Risk Management Instruments for Food Price Volatility and Weather Risk in Latin America and the Caribbean: The Use of Risk Management Instruments

Author
Murphy, Anne G.;
Hartell, Jason;
Skees, Jerry R.
Date
Sep 2012
This report examines some of the implications of price risk and volatility, and weather risks in the LAC region that are important threats to already vulnerable populations. It considers the advantages and limitations of a set of financial instruments for managing these risks; and identifies potential mechanisms for addressing concerns about the socioeconomic consequences of price and weather volatility. In reviewing the innovations that are being tested in the LAC region and around the world, what is striking is that they appear to be disparate and largely piecemeal solutions to the problems of price and natural disaster risk management - they are not integrated. A more efficient and holistic solution should draw upon the recent efforts of coordination among countries within regions. The importance of risk aggregation and pooling combined with the comparative advantage of International Financial Institutions to access capital and work in a regional context, suggests a strategy to develop a fully multicountry approach to risk management.

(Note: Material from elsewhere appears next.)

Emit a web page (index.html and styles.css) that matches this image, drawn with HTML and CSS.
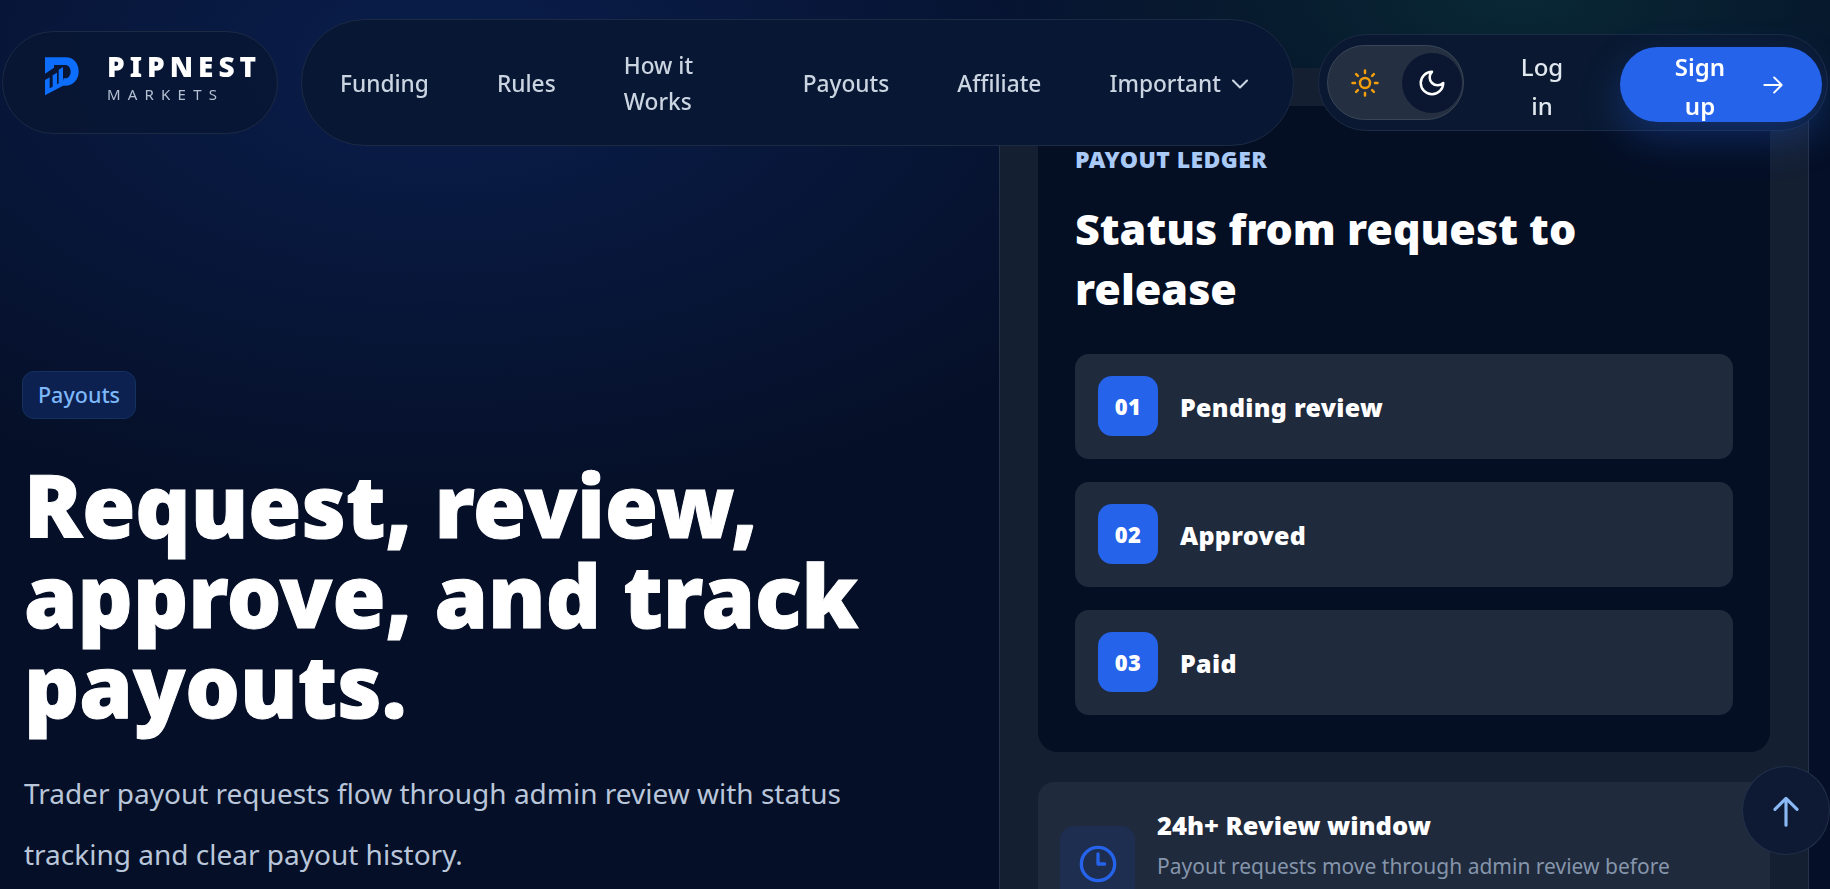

This strategy calls for establishing a Regional Asset Management Platform (RAMP) that integrates central stakeholders and develops pricing and measurement tools for extreme weather risk management and price volatility in a more efficient fashion. Global drivers of price volatility for major commodities can be managed using international futures exchange markets to some extent. However, regional climate anomalies will also mean that individual countries can suffer price volatility that represents a basis risks when using international futures markets. Thus, combining risk transfer products for regional climate anomalies with the use of careful hedging strategies for global volatility may offer better risk management strategies for either lower than expected prices that adversely affect producers or higher than expected prices that adversely affect consumers.